Holocaust Scholar at Columbia Frightened by Swastikas Spray-Painted on Her Office

Elizabeth Midlarsky, a Jewish professor who teaches and researches the Holocaust at Columbia Teachers College, experienced first-hand the resurgence of anti-Semitic crimes across the country since President Trump took office.


Midlarsky walked into the entryway of her New York City office on Wednesday to find it vandalized with two large swastikas on the wall written in spray paint, along with the anti-Semitic slur — “Yid.”

“I was in shock,” Midlarsky told the student newspaper. “I stopped for a moment, because I couldn’t believe what I was seeing.”

A professor of psychology, she recognized the incident as a part of a national rise in anti-Semitic crimes.

“I’m usually not a fearful person, but they got me.

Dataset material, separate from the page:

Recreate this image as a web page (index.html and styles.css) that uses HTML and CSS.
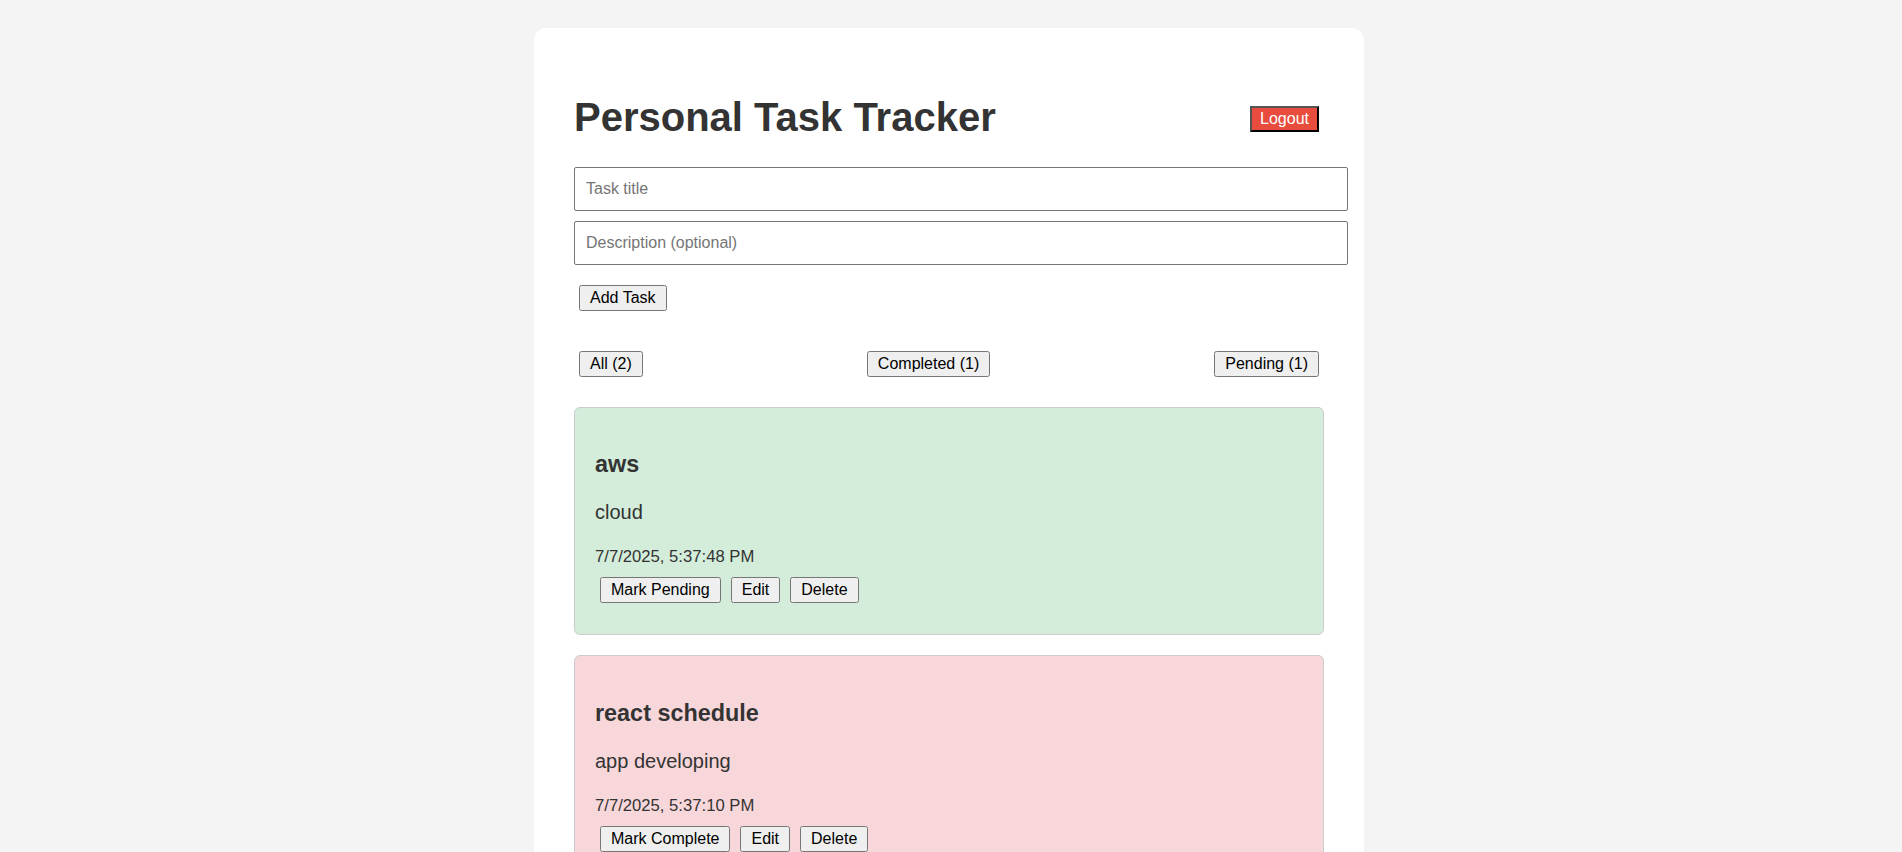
FILE: index.html
```html
<!DOCTYPE html>
<html lang="en">
<head>
<meta charset="utf-8">
<title>Personal Task Tracker</title>
<link rel="stylesheet" href="styles.css">
</head>
<body>
<div class="app">
  <div class="header">
    <h1 class="title">Personal Task Tracker</h1>
    <button class="btn logout" type="button">Logout</button>
  </div>
  <form class="task-form">
    <input class="field" type="text" placeholder="Task title">
    <input class="field" type="text" placeholder="Description (optional)">
    <div class="row"><button class="btn" type="button">Add Task</button></div>
  </form>
  <div class="filters">
    <button class="btn" type="button">All (2)</button>
    <button class="btn" type="button">Completed (1)</button>
    <button class="btn" type="button">Pending (1)</button>
  </div>
  <div class="task-list">
    <div class="task done">
      <h3 class="task-title">aws</h3>
      <p class="task-desc">cloud</p>
      <div class="task-meta"><small>7/7/2025, 5:37:48 PM</small></div>
      <div class="row"><button class="btn" type="button">Mark Pending</button><button class="btn" type="button">Edit</button><button class="btn" type="button">Delete</button></div>
    </div>
    <div class="task pending">
      <h3 class="task-title">react schedule</h3>
      <p class="task-desc">app developing</p>
      <div class="task-meta"><small>7/7/2025, 5:37:10 PM</small></div>
      <div class="row"><button class="btn" type="button">Mark Complete</button><button class="btn" type="button">Edit</button><button class="btn" type="button">Delete</button></div>
    </div>
  </div>
</div>
</body>
</html>
```

FILE: styles.css
```css
html {
  background: #f4f4f4;
}

body {
  margin: 8px 12px 8px 8px;
  font-family: "Liberation Sans", Arial, sans-serif;
  font-size: 20px;
  color: #333;
  background: #f4f4f4;
}

.app {
  max-width: 750px;
  margin: 20px auto;
  padding: 40px;
  background: #fff;
  border-radius: 12px;
}

.header {
  display: flex;
  justify-content: space-between;
  align-items: center;
}

.title {
  font-size: 40px;
  margin: 26.8px 0;
  color: #333;
}

.btn {
  font-family: "Liberation Sans", Arial, sans-serif;
  font-size: 16px;
  padding: 2px 9px;
  margin: 10px 5px;
}

.logout {
  background: #e74c3c;
  color: #fff;
  padding: 2px 8px;
  margin: 12px 5px 8px;
}

.task-form {
  margin: 0;
}

.field {
  display: block;
  width: 100%;
  padding: 12px 11px;
  margin: 0 0 10px;
  border: 1px solid #767676;
  border-radius: 2px;
  font-family: "Liberation Sans", Arial, sans-serif;
  font-size: 16px;
  color: #333;
  background: #fff;
}

.field::placeholder {
  color: #757575;
}

.row {
  display: flex;
}

.filters {
  display: flex;
  justify-content: space-between;
  margin: 20px 0;
}

.task {
  background: #fff;
  border: 1px solid #ccc;
  border-radius: 6px;
  padding: 20px 20px 21px;
  margin-bottom: 20px;
}

.task.done {
  background: #d4edda;
}

.task.pending {
  background: #f8d7da;
}

.task-title {
  font-size: 1.17em;
  margin: 1em 0;
}

.task-desc {
  margin: 20px 0;
}
```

I’m afraid,” she told The Washington Post.

The Anti-Defamation League (ADL) reported that the number of anti-Semitic crimes in the U.S. rose 57 percent in 2017 compared to 2016.

This is the greatest single-year increase recorded by the ADL, and the second-highest number recorded since the organization began compiling data.

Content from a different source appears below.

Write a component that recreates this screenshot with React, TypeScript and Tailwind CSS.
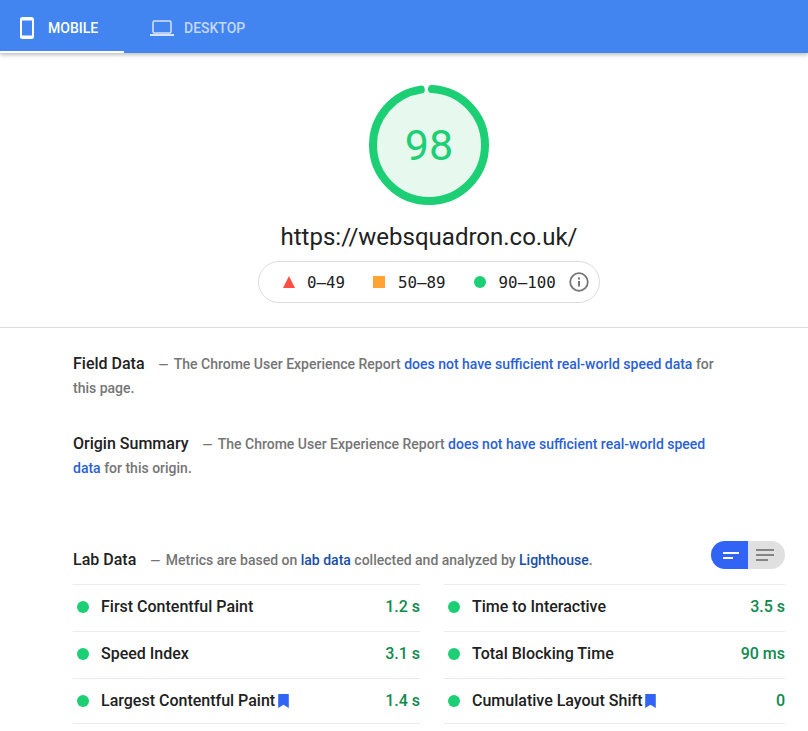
const metricsLeft = [
  { name: "First Contentful Paint", value: "1.2 s" },
  { name: "Speed Index", value: "3.1 s" },
  { name: "Largest Contentful Paint", value: "1.4 s", core: true },
];

const metricsRight = [
  { name: "Time to Interactive", value: "3.5 s" },
  { name: "Total Blocking Time", value: "90 ms" },
  { name: "Cumulative Layout Shift", value: "0", core: true },
];

const Bookmark = () => (
  <svg width="11" height="14" viewBox="0 0 11 14" className="ml-[3px] shrink-0">
    <path d="M.8 0h9.4a.6.6 0 0 1 .6.6V14L5.5 10.8.2 14V.6A.6.6 0 0 1 .8 0z" fill="#3164f4" />
  </svg>
);

const Dash = () => <span className="mr-[2px] text-[13px] leading-none">—</span>;

const MetricColumn = ({ rows }: { rows: typeof metricsLeft }) => (
  <div className="border-b border-[#ebebeb]">
    {rows.map((row, i) => (
      <div
        key={row.name}
        className={`flex items-center border-t border-[#ebebeb] pl-1 ${i === 2 ? "h-[45px]" : "h-[47px] pb-[2px]"}`}
      >
        <span className="h-3 w-3 shrink-0 rounded-full bg-[#1ccf74]" />
        <span className="ml-3 text-base font-medium text-[#212121]">{row.name}</span>
        {row.core && <Bookmark />}
        <span className="ml-auto text-base font-medium text-[#0d8a4e]">{row.value}</span>
      </div>
    ))}
  </div>
);

export default function App() {
  return (
    <div className="h-[731px] overflow-hidden bg-white font-['Roboto',sans-serif]">
      {/* Tabs */}
      <div className="flex h-[53px] bg-[#4285f0] shadow-[0_2px_4px_rgba(0,0,0,0.25)]">
        <div className="flex w-[124px] items-center border-b-2 border-white pl-5 pt-[5px]">
          <svg width="14" height="22" viewBox="0 0 14 22" fill="none">
            <rect x="1" y="1" width="12" height="20" rx="1.5" stroke="#fff" strokeWidth="2" />
            <rect x="1" y="1" width="12" height="2.5" fill="#fff" />
            <rect x="1" y="18.5" width="12" height="2.5" fill="#fff" />
          </svg>
          <span className="ml-[14px] text-sm font-medium text-white">MOBILE</span>
        </div>
        <div className="flex items-center pl-[26px] pt-[3px]">
          <svg width="24" height="16" viewBox="0 0 24 16" fill="none">
            <rect x="3" y="1" width="18" height="12" rx="1.5" stroke="#d6e4fc" strokeWidth="1.5" />
            <rect x="0" y="14" width="24" height="2" fill="#d6e4fc" />
          </svg>
          <span className="ml-[10px] text-sm font-medium text-[#c3d8fb]">DESKTOP</span>
        </div>
      </div>

      {/* Score */}
      <div className="flex h-[275px] flex-col items-center border-b border-[#dcdcdc] pl-[50px] pt-8">
        <div className="relative h-[120px] w-[120px]">
          <svg width="120" height="120" viewBox="0 0 120 120" className="-rotate-90">
            <circle cx="60" cy="60" r="56" fill="#e7f9ef" />
            <circle
              cx="60"
              cy="60"
              r="56"
              fill="none"
              stroke="#1ccf74"
              strokeWidth="8"
              strokeLinecap="round"
              strokeDasharray="340 352"
              strokeDashoffset="-3"
            />
          </svg>
          <span className="absolute inset-0 flex items-center justify-center text-[43px] font-normal text-[#1ccf74]">
            98
          </span>
        </div>
        <div className="mt-4 text-2xl leading-[32px] text-[#212121]">https://websquadron.co.uk/</div>
        <div className="mt-2 flex h-[42px] w-[342px] items-center rounded-full border border-[#dcdcdc] pl-6 font-['DejaVu_Sans_Mono',monospace] text-[15.8px] text-[#212121]">
          <svg width="12" height="12" viewBox="0 0 12 12">
            <path d="M6 0l6 12H0z" fill="#ff4e42" />
          </svg>
          <span className="ml-3 pt-[2px]">0–49</span>
          <span className="ml-7 h-3 w-3 bg-[#ffa333]" />
          <span className="ml-[13px] pt-[2px]">50–89</span>
          <span className="ml-7 h-3 w-3 rounded-full bg-[#1ccf74]" />
          <span className="ml-[13px] pt-[2px]">90–100</span>
          <svg width="20" height="20" viewBox="0 0 20 20" fill="none" className="ml-[13px]">
            <circle cx="10" cy="10" r="8.8" stroke="#757575" strokeWidth="1.8" />
            <rect x="9" y="9" width="2" height="5.5" fill="#757575" />
            <rect x="9" y="5.5" width="2" height="2" fill="#757575" />
          </svg>
        </div>
      </div>

      {/* Field data */}
      <div className="pl-[73px] pr-[90px] pt-6 text-sm font-medium leading-6 text-[#757575]">
        <p>
          <span className="mr-[14px] text-base leading-none text-[#212121]">Field Data</span>
          <Dash /> The Chrome User Experience Report{" "}
          <span className="text-[#2a5fd6]">does not have sufficient real-world speed data</span> for this page.
        </p>
        <p className="mt-8">
          <span className="mr-[14px] text-base leading-none text-[#212121]">Origin Summary</span>
          <Dash /> The Chrome User Experience Report{" "}
          <span className="text-[#2a5fd6]">does not have sufficient real-world speed data</span> for this origin.
        </p>
      </div>

      {/* Lab data */}
      <div className="pl-[73px] pr-[23px]">
        <div className="mt-[61px] flex h-[28px] items-center text-sm font-medium text-[#757575]">
          <div className="flex items-center pt-[10px]">
            <span className="mr-[14px] text-base text-[#212121]">Lab Data</span>
            <span>
              <Dash /> Metrics are based on <span className="text-[#174ea6]">lab data</span> collected and analyzed by{" "}
              <span className="text-[#174ea6]">Lighthouse</span>.
            </span>
          </div>
          <div className="ml-auto flex h-7 w-[74px] overflow-hidden rounded-full">
            <div className="flex w-[37px] flex-col items-end justify-center gap-[3px] bg-[#3164f4] pr-[9px]">
              <span className="h-0.5 w-4 self-end bg-white" />
              <span className="mr-[6px] h-0.5 w-[10px] bg-white" />
            </div>
            <div className="flex w-[37px] flex-col items-start justify-center gap-[3px] bg-[#e0e0e0] pl-2">
              <span className="h-0.5 w-[18px] bg-[#858585]" />
              <span className="h-0.5 w-[18px] bg-[#858585]" />
              <span className="h-0.5 w-3 bg-[#858585]" />
            </div>
          </div>
        </div>
        <div className="mt-[15px] grid grid-cols-[347px_341px] gap-x-6">
          <MetricColumn rows={metricsLeft} />
          <MetricColumn rows={metricsRight} />
        </div>
      </div>
    </div>
  );
}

The ADL’s CEO Jonathan Greenblatt said Trump’s Twitter feed during his campaign emboldened anti-Semites.

“We have a situation where literally the presidential Twitter account is re-tweeting memes that originate on sub-reddits that are developed by some of the worst segments of society,” Greenblatt said.

“The president’s re-tweeting of white supremacists and anti-Semitic memes during the campaign and, more recently, sharing tweets from a UK racist group — those are alarming. Those tweets and rhetoric have emboldened and given encouragement to the worst anti-Semites and bigots.”

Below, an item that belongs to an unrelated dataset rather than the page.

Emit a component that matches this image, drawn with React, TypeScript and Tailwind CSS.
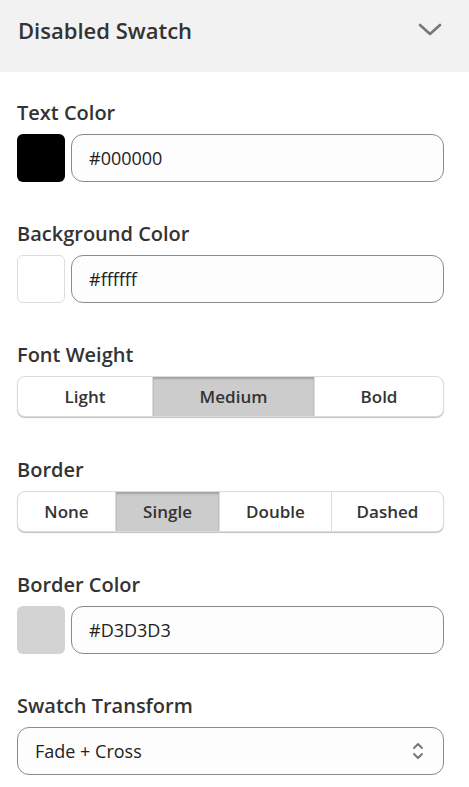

Last month, 11 people were gunned down at Tree of Life synagogue in Pittsburgh by a white male domestic terrorist. Just hours before the shootings, he used the social network Gab.com to post malicious anti-Semitic messages and conspiracy theories.

The same day of the shooting Trump still hosted a Midwest campaign rally. He did not take the opportunity to outright condemn anti-Semitism or white nationalism.

The Pittsburgh branch of Bend the Arc, a national organization for progressive Jews focused on social justice, wrote a letter to Trump demanding he denounce white nationalism and stop “targeting” minorities.

In regard to the vandalism in Midlarsky’s office, the New York Police Department said no one had been arrested yet and the hate crime task force is investigating.

Columbia Teachers College president Thomas Bailey said in a statement, “We unequivocally condemn any expression of hatred, which has no place in our society. We are outraged and horrified by this act of aggression and use of this vile anti-Semitic symbol against a valued member of our community.”